(Entries from a dataset)
────
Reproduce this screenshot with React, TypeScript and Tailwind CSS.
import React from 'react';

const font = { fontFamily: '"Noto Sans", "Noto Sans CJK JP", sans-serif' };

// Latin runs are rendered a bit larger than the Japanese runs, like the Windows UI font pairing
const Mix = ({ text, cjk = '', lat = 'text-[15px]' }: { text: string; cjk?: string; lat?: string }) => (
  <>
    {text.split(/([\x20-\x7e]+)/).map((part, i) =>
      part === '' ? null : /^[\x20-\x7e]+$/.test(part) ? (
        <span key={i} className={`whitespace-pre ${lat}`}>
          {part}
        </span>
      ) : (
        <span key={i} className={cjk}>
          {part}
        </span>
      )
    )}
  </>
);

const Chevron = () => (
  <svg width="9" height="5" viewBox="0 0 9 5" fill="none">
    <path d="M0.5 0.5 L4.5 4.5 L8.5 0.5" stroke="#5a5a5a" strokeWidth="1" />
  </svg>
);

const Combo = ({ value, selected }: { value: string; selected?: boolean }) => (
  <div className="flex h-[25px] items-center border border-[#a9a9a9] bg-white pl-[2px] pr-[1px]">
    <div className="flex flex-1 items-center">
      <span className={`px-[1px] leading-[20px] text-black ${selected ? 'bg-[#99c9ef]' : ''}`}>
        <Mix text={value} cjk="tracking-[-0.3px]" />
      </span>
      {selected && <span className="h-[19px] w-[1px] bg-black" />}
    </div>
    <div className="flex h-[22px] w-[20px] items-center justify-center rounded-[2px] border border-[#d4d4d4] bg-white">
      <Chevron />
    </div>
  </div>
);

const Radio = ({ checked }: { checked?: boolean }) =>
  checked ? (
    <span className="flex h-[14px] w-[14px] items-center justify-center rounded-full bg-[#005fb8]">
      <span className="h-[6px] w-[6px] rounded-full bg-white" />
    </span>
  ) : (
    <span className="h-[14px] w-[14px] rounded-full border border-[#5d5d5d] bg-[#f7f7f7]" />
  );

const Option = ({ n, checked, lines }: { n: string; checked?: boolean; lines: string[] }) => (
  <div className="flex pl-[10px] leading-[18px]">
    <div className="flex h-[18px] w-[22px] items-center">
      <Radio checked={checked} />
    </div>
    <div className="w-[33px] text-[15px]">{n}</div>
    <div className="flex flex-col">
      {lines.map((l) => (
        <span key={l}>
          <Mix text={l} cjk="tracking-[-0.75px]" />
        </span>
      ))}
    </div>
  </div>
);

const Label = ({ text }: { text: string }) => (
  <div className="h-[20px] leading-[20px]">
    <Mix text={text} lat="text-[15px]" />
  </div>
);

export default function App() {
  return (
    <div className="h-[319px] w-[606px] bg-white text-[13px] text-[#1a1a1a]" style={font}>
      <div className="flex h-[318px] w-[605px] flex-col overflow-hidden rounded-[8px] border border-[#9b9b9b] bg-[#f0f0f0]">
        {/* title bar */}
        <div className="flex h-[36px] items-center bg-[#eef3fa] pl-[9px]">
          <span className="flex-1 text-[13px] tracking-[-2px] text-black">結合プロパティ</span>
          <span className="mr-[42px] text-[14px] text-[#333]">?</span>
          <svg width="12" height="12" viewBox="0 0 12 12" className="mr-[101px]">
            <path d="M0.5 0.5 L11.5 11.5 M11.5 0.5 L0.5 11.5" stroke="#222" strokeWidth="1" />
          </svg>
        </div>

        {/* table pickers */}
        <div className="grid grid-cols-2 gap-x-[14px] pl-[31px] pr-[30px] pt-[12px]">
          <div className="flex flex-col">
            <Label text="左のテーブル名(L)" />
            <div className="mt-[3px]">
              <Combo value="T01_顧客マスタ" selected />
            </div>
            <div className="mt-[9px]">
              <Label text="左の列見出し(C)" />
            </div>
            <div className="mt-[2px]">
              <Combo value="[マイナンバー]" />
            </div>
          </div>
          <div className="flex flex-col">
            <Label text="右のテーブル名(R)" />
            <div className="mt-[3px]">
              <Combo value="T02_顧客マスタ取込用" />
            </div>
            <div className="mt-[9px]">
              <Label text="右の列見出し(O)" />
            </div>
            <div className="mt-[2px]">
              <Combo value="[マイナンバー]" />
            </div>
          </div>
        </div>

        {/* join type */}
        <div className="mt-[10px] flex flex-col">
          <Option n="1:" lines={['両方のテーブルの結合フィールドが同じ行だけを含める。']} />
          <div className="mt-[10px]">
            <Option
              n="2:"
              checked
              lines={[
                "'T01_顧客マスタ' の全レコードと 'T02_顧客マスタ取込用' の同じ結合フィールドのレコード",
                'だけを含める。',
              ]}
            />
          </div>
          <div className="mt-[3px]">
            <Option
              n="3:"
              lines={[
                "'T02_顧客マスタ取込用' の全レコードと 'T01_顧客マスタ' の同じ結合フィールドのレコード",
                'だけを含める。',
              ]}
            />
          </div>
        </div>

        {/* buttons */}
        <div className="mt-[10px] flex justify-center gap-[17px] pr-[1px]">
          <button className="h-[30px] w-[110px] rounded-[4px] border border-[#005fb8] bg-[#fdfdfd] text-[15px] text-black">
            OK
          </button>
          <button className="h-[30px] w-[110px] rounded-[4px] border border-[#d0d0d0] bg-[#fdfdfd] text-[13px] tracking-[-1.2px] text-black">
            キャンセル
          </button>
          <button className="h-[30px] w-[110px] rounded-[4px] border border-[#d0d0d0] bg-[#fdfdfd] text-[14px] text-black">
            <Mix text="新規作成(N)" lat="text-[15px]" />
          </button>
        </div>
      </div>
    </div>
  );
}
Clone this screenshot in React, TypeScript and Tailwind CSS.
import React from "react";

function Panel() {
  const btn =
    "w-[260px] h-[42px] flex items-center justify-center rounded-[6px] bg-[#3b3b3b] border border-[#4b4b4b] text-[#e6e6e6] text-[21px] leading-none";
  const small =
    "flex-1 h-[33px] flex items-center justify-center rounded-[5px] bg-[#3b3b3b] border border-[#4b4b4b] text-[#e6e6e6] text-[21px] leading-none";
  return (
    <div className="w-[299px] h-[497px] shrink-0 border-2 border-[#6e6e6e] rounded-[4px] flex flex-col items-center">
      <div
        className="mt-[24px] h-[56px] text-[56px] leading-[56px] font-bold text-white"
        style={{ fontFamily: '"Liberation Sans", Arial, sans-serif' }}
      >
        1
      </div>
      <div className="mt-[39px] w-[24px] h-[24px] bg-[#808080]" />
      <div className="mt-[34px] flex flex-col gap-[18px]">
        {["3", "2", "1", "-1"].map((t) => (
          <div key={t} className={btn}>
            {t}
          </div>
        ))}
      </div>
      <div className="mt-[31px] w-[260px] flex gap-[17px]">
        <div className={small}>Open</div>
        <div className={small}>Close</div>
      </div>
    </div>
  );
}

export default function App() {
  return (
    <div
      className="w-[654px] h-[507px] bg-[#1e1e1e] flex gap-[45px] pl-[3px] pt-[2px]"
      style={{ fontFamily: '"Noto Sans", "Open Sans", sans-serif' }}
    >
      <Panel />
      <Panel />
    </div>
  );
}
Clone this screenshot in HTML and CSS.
────
Give the listing again, word for word.

Reproduce this screenshot with React, TypeScript and Tailwind CSS.
import React from 'react';

const font = { fontFamily: '"Noto Sans", "Noto Sans CJK JP", sans-serif' };

// Latin runs are rendered a bit larger than the Japanese runs, like the Windows UI font pairing
const Mix = ({ text, cjk = '', lat = 'text-[15px]' }: { text: string; cjk?: string; lat?: string }) => (
  <>
    {text.split(/([\x20-\x7e]+)/).map((part, i) =>
      part === '' ? null : /^[\x20-\x7e]+$/.test(part) ? (
        <span key={i} className={`whitespace-pre ${lat}`}>
          {part}
        </span>
      ) : (
        <span key={i} className={cjk}>
          {part}
        </span>
      )
    )}
  </>
);

const Chevron = () => (
  <svg width="9" height="5" viewBox="0 0 9 5" fill="none">
    <path d="M0.5 0.5 L4.5 4.5 L8.5 0.5" stroke="#5a5a5a" strokeWidth="1" />
  </svg>
);

const Combo = ({ value, selected }: { value: string; selected?: boolean }) => (
  <div className="flex h-[25px] items-center border border-[#a9a9a9] bg-white pl-[2px] pr-[1px]">
    <div className="flex flex-1 items-center">
      <span className={`px-[1px] leading-[20px] text-black ${selected ? 'bg-[#99c9ef]' : ''}`}>
        <Mix text={value} cjk="tracking-[-0.3px]" />
      </span>
      {selected && <span className="h-[19px] w-[1px] bg-black" />}
    </div>
    <div className="flex h-[22px] w-[20px] items-center justify-center rounded-[2px] border border-[#d4d4d4] bg-white">
      <Chevron />
    </div>
  </div>
);

const Radio = ({ checked }: { checked?: boolean }) =>
  checked ? (
    <span className="flex h-[14px] w-[14px] items-center justify-center rounded-full bg-[#005fb8]">
      <span className="h-[6px] w-[6px] rounded-full bg-white" />
    </span>
  ) : (
    <span className="h-[14px] w-[14px] rounded-full border border-[#5d5d5d] bg-[#f7f7f7]" />
  );

const Option = ({ n, checked, lines }: { n: string; checked?: boolean; lines: string[] }) => (
  <div className="flex pl-[10px] leading-[18px]">
    <div className="flex h-[18px] w-[22px] items-center">
      <Radio checked={checked} />
    </div>
    <div className="w-[33px] text-[15px]">{n}</div>
    <div className="flex flex-col">
      {lines.map((l) => (
        <span key={l}>
          <Mix text={l} cjk="tracking-[-0.75px]" />
        </span>
      ))}
    </div>
  </div>
);

const Label = ({ text }: { text: string }) => (
  <div className="h-[20px] leading-[20px]">
    <Mix text={text} lat="text-[15px]" />
  </div>
);

export default function App() {
  return (
    <div className="h-[319px] w-[606px] bg-white text-[13px] text-[#1a1a1a]" style={font}>
      <div className="flex h-[318px] w-[605px] flex-col overflow-hidden rounded-[8px] border border-[#9b9b9b] bg-[#f0f0f0]">
        {/* title bar */}
        <div className="flex h-[36px] items-center bg-[#eef3fa] pl-[9px]">
          <span className="flex-1 text-[13px] tracking-[-2px] text-black">結合プロパティ</span>
          <span className="mr-[42px] text-[14px] text-[#333]">?</span>
          <svg width="12" height="12" viewBox="0 0 12 12" className="mr-[101px]">
            <path d="M0.5 0.5 L11.5 11.5 M11.5 0.5 L0.5 11.5" stroke="#222" strokeWidth="1" />
          </svg>
        </div>

        {/* table pickers */}
        <div className="grid grid-cols-2 gap-x-[14px] pl-[31px] pr-[30px] pt-[12px]">
          <div className="flex flex-col">
            <Label text="左のテーブル名(L)" />
            <div className="mt-[3px]">
              <Combo value="T01_顧客マスタ" selected />
            </div>
            <div className="mt-[9px]">
              <Label text="左の列見出し(C)" />
            </div>
            <div className="mt-[2px]">
              <Combo value="[マイナンバー]" />
            </div>
          </div>
          <div className="flex flex-col">
            <Label text="右のテーブル名(R)" />
            <div className="mt-[3px]">
              <Combo value="T02_顧客マスタ取込用" />
            </div>
            <div className="mt-[9px]">
              <Label text="右の列見出し(O)" />
            </div>
            <div className="mt-[2px]">
              <Combo value="[マイナンバー]" />
            </div>
          </div>
        </div>

        {/* join type */}
        <div className="mt-[10px] flex flex-col">
          <Option n="1:" lines={['両方のテーブルの結合フィールドが同じ行だけを含める。']} />
          <div className="mt-[10px]">
            <Option
              n="2:"
              checked
              lines={[
                "'T01_顧客マスタ' の全レコードと 'T02_顧客マスタ取込用' の同じ結合フィールドのレコード",
                'だけを含める。',
              ]}
            />
          </div>
          <div className="mt-[3px]">
            <Option
              n="3:"
              lines={[
                "'T02_顧客マスタ取込用' の全レコードと 'T01_顧客マスタ' の同じ結合フィールドのレコード",
                'だけを含める。',
              ]}
            />
          </div>
        </div>

        {/* buttons */}
        <div className="mt-[10px] flex justify-center gap-[17px] pr-[1px]">
          <button className="h-[30px] w-[110px] rounded-[4px] border border-[#005fb8] bg-[#fdfdfd] text-[15px] text-black">
            OK
          </button>
          <button className="h-[30px] w-[110px] rounded-[4px] border border-[#d0d0d0] bg-[#fdfdfd] text-[13px] tracking-[-1.2px] text-black">
            キャンセル
          </button>
          <button className="h-[30px] w-[110px] rounded-[4px] border border-[#d0d0d0] bg-[#fdfdfd] text-[14px] text-black">
            <Mix text="新規作成(N)" lat="text-[15px]" />
          </button>
        </div>
      </div>
    </div>
  );
}
Clone this screenshot in React, TypeScript and Tailwind CSS.
import React from "react";

function Panel() {
  const btn =
    "w-[260px] h-[42px] flex items-center justify-center rounded-[6px] bg-[#3b3b3b] border border-[#4b4b4b] text-[#e6e6e6] text-[21px] leading-none";
  const small =
    "flex-1 h-[33px] flex items-center justify-center rounded-[5px] bg-[#3b3b3b] border border-[#4b4b4b] text-[#e6e6e6] text-[21px] leading-none";
  return (
    <div className="w-[299px] h-[497px] shrink-0 border-2 border-[#6e6e6e] rounded-[4px] flex flex-col items-center">
      <div
        className="mt-[24px] h-[56px] text-[56px] leading-[56px] font-bold text-white"
        style={{ fontFamily: '"Liberation Sans", Arial, sans-serif' }}
      >
        1
      </div>
      <div className="mt-[39px] w-[24px] h-[24px] bg-[#808080]" />
      <div className="mt-[34px] flex flex-col gap-[18px]">
        {["3", "2", "1", "-1"].map((t) => (
          <div key={t} className={btn}>
            {t}
          </div>
        ))}
      </div>
      <div className="mt-[31px] w-[260px] flex gap-[17px]">
        <div className={small}>Open</div>
        <div className={small}>Close</div>
      </div>
    </div>
  );
}

export default function App() {
  return (
    <div
      className="w-[654px] h-[507px] bg-[#1e1e1e] flex gap-[45px] pl-[3px] pt-[2px]"
      style={{ fontFamily: '"Noto Sans", "Open Sans", sans-serif' }}
    >
      <Panel />
      <Panel />
    </div>
  );
}
Clone this screenshot in HTML and CSS.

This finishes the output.